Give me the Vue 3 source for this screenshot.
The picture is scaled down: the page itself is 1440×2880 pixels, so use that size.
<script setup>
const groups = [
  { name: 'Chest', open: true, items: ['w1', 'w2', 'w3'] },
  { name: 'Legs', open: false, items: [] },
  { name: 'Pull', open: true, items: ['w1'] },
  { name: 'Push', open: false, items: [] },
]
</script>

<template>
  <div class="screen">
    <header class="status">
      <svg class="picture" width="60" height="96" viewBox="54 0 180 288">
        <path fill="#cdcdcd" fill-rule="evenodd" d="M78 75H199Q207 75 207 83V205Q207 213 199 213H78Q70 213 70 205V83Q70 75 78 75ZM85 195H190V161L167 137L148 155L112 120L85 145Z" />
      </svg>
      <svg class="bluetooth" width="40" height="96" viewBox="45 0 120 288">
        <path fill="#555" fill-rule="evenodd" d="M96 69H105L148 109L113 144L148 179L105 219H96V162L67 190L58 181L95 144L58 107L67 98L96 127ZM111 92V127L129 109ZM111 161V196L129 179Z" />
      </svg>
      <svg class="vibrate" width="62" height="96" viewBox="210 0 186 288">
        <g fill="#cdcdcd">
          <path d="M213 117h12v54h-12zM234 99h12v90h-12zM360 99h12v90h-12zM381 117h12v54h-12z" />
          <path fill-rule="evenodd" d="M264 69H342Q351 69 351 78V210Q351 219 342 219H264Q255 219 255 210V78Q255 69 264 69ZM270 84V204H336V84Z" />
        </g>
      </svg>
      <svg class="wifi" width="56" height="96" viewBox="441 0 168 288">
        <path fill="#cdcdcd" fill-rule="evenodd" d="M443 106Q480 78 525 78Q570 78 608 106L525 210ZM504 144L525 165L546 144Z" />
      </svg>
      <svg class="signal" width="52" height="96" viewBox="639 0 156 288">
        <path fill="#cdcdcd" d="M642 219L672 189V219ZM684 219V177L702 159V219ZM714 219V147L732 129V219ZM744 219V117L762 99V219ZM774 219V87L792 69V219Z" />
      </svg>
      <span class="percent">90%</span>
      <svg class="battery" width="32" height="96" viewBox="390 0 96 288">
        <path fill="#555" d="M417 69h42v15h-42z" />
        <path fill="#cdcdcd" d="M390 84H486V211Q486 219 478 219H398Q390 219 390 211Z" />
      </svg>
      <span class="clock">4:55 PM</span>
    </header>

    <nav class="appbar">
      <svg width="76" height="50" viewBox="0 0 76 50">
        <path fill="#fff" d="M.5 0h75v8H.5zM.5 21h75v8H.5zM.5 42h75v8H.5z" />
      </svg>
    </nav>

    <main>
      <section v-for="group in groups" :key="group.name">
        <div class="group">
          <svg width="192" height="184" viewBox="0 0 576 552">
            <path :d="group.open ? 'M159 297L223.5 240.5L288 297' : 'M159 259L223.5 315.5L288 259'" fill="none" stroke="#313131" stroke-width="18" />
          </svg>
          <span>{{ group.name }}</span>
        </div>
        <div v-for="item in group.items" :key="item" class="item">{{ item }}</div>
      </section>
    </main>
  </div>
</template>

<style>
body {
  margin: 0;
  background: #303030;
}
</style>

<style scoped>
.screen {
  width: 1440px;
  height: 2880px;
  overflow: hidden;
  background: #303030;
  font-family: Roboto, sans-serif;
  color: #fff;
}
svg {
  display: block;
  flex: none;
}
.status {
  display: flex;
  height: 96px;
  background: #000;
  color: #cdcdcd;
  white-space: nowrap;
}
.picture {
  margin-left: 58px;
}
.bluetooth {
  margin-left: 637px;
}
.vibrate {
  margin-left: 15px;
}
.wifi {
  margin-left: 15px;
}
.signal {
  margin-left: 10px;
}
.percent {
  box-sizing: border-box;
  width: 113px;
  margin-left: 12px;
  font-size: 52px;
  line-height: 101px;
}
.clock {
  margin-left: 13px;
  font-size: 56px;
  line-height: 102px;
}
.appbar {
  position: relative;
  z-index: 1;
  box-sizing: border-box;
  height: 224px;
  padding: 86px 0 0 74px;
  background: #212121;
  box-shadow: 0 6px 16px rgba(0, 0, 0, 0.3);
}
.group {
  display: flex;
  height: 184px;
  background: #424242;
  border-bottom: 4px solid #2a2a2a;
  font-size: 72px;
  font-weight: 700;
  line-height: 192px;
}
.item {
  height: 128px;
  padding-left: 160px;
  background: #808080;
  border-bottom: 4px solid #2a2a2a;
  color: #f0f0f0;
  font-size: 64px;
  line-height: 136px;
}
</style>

----

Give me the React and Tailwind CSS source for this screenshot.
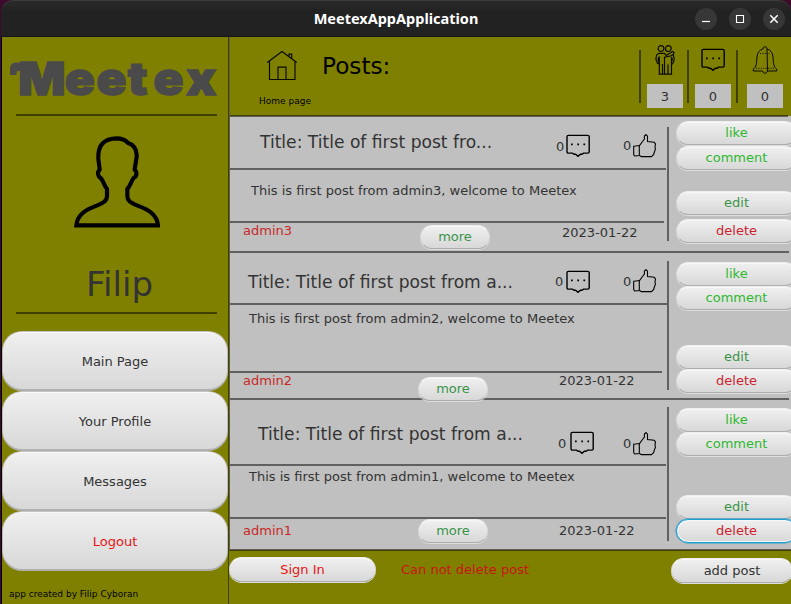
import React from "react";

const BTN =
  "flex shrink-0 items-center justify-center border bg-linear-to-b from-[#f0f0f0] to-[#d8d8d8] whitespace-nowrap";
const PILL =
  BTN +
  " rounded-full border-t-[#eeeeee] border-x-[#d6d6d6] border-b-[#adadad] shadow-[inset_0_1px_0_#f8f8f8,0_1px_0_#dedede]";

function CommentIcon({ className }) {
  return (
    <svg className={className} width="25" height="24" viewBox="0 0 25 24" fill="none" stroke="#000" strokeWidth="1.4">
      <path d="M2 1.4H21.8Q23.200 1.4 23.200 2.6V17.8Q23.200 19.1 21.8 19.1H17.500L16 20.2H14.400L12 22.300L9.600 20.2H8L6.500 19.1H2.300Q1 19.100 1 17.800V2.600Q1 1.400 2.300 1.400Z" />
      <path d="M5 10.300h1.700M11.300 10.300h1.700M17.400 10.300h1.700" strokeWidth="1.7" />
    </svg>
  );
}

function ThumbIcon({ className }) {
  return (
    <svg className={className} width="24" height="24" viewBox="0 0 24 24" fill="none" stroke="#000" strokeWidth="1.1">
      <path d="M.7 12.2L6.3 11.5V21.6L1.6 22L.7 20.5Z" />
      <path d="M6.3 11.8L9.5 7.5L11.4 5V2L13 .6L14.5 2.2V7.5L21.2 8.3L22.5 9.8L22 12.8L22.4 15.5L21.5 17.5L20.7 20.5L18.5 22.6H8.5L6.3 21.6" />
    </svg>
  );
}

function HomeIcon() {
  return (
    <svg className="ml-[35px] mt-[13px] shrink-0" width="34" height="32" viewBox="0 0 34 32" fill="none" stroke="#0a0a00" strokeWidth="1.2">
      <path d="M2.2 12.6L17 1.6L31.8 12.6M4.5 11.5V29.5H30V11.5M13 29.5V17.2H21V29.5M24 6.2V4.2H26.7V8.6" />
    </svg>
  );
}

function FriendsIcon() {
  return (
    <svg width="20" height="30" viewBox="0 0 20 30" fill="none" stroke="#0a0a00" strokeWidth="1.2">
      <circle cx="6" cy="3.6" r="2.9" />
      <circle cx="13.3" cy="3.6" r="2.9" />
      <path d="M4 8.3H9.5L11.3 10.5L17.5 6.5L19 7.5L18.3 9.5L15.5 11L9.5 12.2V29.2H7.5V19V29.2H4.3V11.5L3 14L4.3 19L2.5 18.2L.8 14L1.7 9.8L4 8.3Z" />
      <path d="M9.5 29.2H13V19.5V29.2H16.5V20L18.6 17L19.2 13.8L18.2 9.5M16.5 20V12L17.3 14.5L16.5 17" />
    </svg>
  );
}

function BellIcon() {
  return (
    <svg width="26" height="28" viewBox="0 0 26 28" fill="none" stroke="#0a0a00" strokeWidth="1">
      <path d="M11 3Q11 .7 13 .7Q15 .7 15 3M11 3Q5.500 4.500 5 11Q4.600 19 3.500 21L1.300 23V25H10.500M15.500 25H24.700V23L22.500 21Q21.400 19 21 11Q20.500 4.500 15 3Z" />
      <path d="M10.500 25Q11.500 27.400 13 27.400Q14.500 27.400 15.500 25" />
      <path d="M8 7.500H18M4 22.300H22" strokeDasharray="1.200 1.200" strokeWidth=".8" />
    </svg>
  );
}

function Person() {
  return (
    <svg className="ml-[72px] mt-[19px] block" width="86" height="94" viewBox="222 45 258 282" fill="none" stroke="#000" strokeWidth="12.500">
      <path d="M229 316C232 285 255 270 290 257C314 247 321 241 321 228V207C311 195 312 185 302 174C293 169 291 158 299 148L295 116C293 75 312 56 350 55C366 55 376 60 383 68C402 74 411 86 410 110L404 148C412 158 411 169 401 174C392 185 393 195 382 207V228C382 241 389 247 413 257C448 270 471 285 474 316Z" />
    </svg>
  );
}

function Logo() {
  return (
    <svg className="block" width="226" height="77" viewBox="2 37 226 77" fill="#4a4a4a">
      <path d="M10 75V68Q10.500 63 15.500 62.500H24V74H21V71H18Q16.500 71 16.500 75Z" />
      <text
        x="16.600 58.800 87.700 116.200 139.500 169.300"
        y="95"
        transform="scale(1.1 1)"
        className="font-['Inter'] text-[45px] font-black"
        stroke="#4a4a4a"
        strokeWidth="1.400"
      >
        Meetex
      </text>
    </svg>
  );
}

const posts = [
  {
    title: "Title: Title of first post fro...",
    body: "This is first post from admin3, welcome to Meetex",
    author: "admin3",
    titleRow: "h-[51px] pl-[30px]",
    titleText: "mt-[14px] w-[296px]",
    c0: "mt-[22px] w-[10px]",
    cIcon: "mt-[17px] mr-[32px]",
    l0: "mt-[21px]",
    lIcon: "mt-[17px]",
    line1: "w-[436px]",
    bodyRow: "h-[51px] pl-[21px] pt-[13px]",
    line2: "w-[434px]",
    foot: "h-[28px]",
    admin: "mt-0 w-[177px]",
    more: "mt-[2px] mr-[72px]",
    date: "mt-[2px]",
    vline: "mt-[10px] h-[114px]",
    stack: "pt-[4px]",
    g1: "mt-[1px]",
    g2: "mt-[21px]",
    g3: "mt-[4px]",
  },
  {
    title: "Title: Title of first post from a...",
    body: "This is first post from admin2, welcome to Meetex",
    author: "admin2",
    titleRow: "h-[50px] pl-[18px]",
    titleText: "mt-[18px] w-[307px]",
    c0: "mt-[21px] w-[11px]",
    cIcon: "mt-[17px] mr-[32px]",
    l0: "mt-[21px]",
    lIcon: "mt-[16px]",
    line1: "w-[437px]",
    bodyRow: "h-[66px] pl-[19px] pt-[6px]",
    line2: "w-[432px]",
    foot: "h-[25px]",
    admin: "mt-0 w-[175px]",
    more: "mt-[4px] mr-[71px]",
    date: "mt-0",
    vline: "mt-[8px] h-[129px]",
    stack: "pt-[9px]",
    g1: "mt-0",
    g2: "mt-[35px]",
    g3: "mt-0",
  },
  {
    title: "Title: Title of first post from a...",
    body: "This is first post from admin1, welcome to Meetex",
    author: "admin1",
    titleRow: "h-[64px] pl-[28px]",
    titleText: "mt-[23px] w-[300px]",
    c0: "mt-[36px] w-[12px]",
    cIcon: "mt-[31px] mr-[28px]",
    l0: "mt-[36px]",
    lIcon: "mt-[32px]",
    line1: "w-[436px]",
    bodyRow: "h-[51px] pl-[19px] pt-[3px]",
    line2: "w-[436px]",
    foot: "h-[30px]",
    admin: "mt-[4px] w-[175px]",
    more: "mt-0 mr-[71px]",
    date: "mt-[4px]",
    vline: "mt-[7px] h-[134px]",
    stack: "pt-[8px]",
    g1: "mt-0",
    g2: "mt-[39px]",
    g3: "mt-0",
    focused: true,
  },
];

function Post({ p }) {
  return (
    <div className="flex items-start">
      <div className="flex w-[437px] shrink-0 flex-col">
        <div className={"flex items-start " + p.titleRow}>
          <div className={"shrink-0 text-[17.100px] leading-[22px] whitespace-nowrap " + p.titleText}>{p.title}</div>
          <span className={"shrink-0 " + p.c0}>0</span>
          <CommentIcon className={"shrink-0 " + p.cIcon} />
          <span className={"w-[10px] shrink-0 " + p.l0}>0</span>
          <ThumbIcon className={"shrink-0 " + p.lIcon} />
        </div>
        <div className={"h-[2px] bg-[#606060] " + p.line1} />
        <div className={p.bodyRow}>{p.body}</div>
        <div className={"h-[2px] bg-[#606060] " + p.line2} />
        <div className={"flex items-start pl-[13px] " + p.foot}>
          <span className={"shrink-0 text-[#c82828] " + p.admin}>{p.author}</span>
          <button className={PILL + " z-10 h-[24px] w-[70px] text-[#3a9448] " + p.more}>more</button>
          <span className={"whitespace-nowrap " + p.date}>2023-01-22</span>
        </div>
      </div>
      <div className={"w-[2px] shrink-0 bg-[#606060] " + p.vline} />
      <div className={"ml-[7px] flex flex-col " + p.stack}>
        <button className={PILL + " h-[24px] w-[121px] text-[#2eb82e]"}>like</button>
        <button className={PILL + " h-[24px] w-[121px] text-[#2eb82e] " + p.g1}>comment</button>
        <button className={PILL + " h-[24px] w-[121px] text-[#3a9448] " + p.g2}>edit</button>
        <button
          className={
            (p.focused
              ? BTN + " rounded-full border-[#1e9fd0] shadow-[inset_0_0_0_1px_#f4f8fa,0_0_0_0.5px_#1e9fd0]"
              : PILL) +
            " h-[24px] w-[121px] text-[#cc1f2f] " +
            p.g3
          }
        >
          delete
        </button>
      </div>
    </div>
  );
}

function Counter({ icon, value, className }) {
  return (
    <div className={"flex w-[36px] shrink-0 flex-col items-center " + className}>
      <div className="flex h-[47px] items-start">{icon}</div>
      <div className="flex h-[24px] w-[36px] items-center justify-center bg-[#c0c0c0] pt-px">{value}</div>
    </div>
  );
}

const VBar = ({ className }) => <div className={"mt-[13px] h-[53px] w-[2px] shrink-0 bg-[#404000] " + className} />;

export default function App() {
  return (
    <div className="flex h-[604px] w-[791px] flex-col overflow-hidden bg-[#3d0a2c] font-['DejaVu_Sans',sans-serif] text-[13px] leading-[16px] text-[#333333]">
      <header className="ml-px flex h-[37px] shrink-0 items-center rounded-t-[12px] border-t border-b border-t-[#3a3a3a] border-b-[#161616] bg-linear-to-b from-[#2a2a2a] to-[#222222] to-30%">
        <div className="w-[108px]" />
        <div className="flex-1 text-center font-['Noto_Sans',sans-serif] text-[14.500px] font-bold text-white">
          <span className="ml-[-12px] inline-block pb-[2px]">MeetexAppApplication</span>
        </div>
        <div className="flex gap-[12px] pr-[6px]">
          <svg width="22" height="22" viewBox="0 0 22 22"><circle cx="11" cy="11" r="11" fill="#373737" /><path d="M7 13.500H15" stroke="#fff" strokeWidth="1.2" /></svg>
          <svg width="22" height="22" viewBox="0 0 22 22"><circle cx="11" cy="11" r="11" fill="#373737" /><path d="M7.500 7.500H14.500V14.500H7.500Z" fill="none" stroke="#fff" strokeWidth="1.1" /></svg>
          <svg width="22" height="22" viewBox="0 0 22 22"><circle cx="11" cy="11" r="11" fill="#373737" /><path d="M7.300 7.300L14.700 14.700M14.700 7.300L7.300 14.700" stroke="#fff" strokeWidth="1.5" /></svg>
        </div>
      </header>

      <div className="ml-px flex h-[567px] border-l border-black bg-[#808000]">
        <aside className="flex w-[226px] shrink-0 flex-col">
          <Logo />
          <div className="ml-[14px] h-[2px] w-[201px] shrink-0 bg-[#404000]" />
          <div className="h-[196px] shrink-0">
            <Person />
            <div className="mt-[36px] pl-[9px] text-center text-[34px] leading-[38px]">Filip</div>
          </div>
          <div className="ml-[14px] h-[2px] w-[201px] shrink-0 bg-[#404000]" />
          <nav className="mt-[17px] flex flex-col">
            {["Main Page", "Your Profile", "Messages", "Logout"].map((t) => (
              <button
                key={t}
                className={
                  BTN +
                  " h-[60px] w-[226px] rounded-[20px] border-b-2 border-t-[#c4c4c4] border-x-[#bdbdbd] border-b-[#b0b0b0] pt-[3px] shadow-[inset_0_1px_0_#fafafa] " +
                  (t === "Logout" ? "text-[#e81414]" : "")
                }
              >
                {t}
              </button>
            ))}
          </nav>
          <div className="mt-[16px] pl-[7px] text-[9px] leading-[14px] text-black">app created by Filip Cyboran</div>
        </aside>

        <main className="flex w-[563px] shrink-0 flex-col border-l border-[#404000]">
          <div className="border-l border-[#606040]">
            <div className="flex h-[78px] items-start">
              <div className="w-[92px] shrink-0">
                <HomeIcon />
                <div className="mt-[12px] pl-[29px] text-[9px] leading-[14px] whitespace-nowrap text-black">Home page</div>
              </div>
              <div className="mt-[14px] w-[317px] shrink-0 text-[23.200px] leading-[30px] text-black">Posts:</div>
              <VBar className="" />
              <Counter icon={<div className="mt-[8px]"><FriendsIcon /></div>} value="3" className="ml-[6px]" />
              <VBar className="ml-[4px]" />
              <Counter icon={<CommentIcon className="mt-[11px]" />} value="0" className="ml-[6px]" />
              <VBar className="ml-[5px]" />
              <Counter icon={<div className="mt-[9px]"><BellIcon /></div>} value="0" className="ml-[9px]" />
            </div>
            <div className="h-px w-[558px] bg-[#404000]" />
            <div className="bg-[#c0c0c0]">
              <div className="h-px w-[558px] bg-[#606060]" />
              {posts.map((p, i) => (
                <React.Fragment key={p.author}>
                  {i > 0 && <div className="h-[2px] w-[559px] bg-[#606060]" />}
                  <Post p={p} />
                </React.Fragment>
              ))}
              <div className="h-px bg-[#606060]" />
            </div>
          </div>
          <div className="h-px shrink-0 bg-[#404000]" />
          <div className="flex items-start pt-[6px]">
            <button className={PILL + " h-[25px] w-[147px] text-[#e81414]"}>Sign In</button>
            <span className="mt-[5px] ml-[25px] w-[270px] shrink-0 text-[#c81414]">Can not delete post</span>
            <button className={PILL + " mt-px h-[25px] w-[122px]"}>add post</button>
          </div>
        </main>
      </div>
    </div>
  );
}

----

** EXERCISE DETAILS **
Gather up, from the records above, each line where the word "source" appears.

** THE ANSWER **
Give me the Vue 3 source for this screenshot.
Give me the React and Tailwind CSS source for this screenshot.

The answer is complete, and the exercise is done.